§ AVAILABLE RECORDS

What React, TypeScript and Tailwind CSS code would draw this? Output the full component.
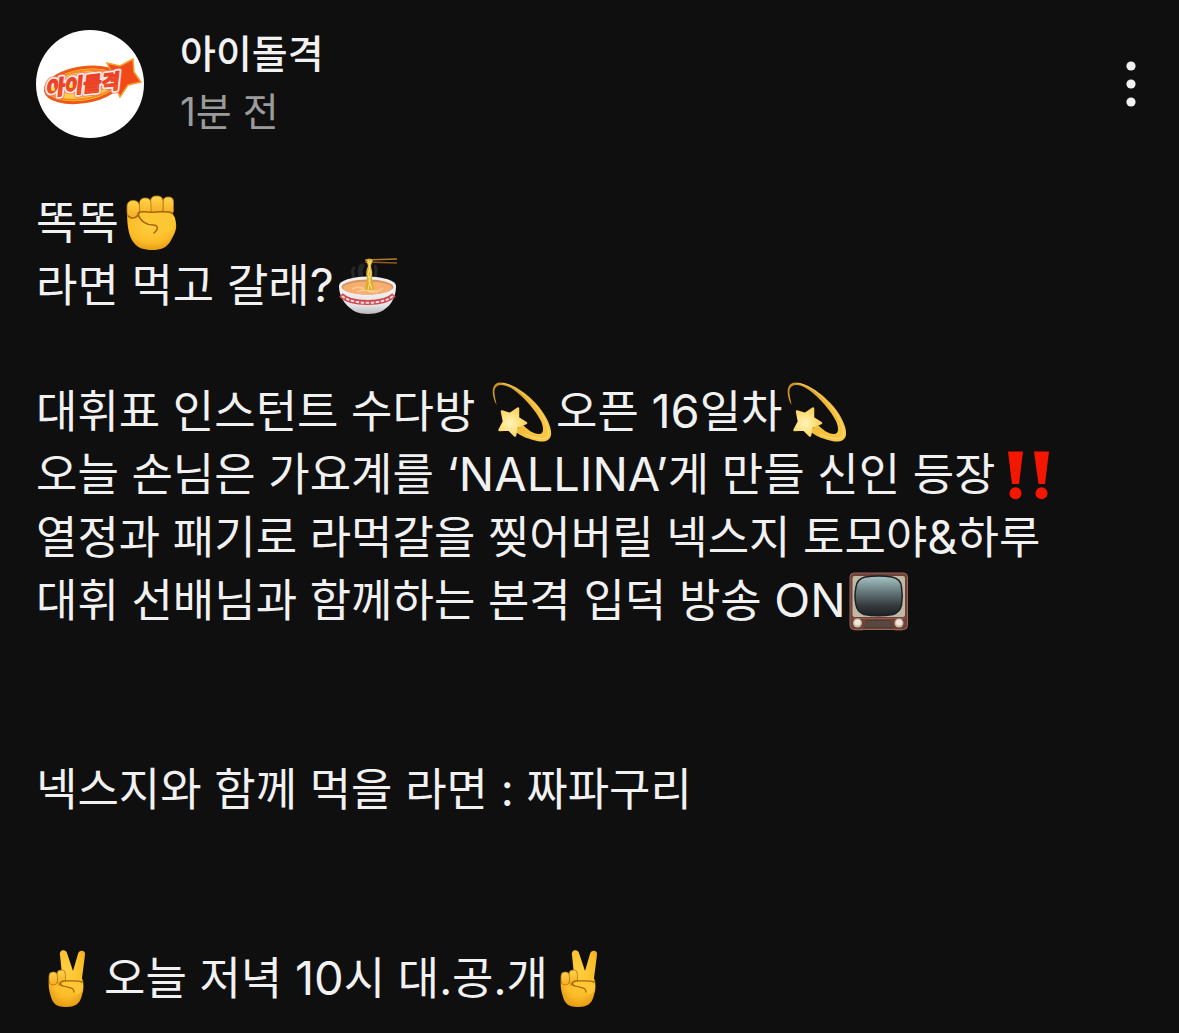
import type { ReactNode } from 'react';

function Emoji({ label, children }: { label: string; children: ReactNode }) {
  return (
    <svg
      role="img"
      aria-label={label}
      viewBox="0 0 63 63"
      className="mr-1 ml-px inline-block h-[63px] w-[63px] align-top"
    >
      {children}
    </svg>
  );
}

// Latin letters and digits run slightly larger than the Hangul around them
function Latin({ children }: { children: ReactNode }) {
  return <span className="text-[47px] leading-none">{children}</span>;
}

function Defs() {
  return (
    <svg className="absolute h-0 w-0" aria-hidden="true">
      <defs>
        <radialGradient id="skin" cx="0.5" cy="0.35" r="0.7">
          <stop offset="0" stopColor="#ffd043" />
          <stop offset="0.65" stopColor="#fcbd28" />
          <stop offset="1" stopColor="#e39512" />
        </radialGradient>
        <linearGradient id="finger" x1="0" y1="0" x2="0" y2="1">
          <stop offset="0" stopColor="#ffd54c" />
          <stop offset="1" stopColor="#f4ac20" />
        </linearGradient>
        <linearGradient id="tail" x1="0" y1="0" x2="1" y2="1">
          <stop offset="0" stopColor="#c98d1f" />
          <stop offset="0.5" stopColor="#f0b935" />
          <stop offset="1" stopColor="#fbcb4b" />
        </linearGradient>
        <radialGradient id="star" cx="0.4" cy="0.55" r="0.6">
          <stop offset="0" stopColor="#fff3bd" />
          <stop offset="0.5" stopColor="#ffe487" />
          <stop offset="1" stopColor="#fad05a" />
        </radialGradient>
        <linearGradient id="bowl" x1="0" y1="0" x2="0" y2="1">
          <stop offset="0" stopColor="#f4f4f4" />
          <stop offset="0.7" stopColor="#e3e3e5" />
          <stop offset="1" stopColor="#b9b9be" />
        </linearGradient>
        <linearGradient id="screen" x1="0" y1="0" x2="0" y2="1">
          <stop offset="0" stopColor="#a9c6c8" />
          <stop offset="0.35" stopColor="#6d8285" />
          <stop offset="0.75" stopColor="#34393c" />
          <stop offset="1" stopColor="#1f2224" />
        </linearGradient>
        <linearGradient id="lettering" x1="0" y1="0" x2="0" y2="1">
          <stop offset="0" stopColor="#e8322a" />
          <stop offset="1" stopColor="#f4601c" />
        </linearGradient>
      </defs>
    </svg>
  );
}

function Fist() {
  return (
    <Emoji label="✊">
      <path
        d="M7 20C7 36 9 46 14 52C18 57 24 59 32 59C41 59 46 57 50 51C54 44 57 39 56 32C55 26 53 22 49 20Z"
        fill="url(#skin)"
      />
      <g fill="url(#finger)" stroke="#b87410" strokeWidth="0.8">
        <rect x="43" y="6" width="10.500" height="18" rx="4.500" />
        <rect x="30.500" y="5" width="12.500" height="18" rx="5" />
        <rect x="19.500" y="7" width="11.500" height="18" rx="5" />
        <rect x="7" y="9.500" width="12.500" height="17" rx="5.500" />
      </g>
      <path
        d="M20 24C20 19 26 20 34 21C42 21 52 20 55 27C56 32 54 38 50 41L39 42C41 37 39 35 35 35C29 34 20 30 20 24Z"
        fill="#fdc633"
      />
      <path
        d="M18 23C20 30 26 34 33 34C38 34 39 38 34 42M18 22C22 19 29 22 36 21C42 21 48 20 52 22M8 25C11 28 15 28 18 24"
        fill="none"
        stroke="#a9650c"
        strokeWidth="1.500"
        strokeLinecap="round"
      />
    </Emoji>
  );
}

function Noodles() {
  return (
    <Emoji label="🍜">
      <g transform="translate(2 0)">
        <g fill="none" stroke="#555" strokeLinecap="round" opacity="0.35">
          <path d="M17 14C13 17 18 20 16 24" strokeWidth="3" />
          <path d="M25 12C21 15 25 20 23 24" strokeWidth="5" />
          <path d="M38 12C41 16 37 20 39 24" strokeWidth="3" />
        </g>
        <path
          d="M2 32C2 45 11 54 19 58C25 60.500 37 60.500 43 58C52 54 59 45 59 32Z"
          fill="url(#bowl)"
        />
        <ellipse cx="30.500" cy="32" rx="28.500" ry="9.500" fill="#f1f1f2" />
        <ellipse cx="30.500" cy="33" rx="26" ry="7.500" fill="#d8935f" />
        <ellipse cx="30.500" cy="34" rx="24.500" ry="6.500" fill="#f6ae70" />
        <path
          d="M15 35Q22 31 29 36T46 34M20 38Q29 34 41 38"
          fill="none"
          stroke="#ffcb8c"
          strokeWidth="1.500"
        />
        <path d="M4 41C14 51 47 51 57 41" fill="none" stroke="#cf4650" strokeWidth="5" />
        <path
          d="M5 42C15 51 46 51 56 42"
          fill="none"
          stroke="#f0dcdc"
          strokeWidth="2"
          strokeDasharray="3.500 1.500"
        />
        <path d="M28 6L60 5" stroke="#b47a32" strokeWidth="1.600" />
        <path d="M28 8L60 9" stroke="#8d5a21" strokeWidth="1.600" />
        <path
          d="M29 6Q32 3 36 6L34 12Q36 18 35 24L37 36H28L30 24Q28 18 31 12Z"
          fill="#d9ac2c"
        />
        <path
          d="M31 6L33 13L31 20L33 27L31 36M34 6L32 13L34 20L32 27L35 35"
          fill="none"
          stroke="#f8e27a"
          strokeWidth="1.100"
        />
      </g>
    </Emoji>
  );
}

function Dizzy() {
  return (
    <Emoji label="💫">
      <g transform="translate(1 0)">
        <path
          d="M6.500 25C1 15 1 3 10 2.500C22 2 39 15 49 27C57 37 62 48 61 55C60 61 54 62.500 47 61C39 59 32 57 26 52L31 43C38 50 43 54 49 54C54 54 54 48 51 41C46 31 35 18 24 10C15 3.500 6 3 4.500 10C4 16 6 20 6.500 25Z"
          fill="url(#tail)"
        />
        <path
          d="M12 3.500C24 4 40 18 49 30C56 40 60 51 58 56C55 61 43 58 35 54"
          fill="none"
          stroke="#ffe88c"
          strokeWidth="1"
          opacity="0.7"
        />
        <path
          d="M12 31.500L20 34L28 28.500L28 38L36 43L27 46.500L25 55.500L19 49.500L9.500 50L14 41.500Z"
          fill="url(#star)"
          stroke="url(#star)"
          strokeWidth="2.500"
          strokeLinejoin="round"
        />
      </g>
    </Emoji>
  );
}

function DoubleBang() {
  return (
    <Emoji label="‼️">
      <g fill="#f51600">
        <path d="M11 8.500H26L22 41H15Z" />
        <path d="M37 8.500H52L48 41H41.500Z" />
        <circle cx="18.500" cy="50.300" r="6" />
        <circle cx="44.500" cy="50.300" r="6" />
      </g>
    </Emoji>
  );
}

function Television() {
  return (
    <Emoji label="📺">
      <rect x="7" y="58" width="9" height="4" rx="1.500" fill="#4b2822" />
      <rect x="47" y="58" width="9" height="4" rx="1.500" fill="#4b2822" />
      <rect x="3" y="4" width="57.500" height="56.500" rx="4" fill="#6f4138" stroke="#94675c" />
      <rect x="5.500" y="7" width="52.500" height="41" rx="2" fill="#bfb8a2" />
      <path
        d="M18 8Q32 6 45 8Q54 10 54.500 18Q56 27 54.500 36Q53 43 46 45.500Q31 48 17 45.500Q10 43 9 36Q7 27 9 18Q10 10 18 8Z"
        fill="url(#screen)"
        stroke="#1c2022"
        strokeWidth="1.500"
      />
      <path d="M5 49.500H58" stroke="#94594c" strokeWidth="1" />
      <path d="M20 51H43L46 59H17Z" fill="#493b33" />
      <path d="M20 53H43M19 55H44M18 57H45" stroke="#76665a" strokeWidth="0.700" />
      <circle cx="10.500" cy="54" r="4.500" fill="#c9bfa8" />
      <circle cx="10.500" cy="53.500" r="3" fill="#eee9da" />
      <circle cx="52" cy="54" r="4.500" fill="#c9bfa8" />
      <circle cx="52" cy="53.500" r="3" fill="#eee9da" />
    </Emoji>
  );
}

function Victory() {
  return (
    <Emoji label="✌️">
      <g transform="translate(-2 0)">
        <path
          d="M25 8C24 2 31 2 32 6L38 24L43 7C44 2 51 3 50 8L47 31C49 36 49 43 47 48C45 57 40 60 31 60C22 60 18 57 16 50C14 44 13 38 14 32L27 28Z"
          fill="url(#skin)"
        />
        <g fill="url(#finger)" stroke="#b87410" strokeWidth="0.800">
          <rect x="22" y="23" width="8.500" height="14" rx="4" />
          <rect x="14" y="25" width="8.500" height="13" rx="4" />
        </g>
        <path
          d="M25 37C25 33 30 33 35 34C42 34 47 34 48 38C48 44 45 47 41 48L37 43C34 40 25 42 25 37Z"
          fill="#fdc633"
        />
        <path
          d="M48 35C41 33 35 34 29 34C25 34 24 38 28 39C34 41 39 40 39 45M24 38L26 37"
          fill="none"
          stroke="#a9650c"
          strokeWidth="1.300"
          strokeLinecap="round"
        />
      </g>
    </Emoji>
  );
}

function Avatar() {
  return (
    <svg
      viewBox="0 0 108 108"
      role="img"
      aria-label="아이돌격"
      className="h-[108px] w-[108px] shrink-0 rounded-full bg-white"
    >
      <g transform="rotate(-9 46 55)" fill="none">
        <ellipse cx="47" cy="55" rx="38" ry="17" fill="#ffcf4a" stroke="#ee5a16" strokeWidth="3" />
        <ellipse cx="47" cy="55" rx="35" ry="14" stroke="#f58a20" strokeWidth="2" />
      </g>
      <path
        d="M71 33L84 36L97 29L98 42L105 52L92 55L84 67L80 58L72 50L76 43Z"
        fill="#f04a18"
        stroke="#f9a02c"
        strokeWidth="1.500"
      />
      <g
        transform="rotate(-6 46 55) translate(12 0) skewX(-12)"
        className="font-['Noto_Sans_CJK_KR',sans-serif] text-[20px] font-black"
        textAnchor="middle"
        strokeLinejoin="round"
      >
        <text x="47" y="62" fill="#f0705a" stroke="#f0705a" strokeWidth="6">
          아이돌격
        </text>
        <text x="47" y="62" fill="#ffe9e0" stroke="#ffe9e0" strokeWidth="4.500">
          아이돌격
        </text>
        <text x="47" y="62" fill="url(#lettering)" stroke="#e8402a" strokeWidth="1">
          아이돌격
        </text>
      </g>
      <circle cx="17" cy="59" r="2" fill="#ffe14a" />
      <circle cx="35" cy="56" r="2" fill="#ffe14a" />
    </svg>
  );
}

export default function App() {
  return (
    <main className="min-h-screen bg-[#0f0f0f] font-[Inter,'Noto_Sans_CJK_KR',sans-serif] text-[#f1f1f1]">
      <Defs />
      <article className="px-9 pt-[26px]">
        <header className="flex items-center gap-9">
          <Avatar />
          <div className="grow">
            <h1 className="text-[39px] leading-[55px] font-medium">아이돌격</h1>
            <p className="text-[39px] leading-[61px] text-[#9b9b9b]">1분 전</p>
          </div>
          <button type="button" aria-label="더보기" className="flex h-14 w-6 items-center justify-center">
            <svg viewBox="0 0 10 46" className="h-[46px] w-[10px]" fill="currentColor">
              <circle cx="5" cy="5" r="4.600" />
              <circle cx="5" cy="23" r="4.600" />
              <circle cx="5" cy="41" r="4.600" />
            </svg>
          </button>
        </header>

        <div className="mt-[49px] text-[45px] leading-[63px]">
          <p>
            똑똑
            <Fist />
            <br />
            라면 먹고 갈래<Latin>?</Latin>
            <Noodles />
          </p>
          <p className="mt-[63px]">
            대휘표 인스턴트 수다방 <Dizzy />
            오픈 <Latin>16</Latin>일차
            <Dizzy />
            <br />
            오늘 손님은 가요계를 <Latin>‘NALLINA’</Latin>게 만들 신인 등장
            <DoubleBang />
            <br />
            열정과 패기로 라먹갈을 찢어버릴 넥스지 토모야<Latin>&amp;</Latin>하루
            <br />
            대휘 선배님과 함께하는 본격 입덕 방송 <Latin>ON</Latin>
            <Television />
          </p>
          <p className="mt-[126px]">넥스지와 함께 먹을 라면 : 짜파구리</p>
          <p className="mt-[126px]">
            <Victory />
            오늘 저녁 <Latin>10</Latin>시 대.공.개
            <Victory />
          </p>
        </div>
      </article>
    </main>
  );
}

==

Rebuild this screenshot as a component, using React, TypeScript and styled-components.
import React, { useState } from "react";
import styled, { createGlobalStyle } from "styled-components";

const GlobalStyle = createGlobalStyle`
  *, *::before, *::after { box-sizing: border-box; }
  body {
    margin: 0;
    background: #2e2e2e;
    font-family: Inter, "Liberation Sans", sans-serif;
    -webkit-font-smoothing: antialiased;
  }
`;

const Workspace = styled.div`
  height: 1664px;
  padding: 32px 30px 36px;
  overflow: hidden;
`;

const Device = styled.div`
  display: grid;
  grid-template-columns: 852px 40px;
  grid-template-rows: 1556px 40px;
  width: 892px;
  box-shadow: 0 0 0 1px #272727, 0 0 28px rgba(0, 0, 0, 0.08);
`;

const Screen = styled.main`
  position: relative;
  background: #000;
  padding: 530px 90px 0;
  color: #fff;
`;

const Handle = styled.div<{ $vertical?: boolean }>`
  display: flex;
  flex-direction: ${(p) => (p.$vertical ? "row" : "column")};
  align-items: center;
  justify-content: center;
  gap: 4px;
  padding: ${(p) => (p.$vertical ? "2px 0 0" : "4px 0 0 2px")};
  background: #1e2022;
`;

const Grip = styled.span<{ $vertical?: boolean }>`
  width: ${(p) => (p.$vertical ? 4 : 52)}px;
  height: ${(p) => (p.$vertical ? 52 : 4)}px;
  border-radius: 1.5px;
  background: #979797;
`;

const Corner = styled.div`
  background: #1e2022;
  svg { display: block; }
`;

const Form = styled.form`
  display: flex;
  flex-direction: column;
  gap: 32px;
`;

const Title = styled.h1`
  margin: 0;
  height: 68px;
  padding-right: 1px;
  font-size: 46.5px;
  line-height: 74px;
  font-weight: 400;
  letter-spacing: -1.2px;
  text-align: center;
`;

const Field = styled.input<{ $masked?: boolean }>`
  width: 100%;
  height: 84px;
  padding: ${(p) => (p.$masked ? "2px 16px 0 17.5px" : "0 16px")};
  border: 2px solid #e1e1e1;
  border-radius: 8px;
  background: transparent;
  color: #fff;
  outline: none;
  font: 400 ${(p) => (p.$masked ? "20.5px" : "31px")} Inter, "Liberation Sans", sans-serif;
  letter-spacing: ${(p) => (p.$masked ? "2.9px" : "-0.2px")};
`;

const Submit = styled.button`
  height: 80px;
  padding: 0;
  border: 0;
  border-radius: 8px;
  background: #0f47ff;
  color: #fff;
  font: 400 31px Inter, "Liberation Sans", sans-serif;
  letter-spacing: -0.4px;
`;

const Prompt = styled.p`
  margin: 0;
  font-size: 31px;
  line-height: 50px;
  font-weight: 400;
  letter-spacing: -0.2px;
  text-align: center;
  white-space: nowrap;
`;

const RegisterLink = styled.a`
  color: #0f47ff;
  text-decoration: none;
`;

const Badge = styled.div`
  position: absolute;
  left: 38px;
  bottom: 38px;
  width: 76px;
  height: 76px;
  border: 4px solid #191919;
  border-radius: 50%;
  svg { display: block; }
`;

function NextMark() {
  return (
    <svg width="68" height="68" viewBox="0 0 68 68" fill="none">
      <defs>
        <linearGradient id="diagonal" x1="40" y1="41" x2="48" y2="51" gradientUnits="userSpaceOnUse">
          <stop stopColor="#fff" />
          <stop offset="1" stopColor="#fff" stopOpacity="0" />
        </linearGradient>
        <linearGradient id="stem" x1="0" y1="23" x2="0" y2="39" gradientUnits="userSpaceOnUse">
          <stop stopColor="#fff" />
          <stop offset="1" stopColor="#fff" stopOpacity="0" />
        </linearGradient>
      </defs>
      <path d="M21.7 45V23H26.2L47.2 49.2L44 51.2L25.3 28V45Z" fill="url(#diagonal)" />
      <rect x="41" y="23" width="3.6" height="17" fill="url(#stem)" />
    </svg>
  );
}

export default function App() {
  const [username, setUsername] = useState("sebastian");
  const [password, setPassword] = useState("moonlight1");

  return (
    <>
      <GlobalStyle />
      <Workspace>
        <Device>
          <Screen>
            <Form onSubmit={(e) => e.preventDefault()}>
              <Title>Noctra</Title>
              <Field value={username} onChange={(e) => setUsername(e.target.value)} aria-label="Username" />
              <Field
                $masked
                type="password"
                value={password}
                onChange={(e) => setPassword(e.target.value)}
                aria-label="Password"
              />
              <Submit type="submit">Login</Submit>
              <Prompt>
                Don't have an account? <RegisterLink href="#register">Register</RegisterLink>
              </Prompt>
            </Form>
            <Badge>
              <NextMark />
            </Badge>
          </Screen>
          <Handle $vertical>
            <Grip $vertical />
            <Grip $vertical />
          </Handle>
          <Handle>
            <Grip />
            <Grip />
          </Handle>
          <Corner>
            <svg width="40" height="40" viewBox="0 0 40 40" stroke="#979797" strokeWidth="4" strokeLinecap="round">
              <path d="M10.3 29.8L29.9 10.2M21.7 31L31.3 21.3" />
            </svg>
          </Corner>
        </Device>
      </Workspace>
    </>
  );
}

§ SHORT TASK
Every line containing the string "full" must be listed.

§ OUTPUT OF THE EXERCISE
What React, TypeScript and Tailwind CSS code would draw this? Output the full component.
      className="h-[108px] w-[108px] shrink-0 rounded-full bg-white"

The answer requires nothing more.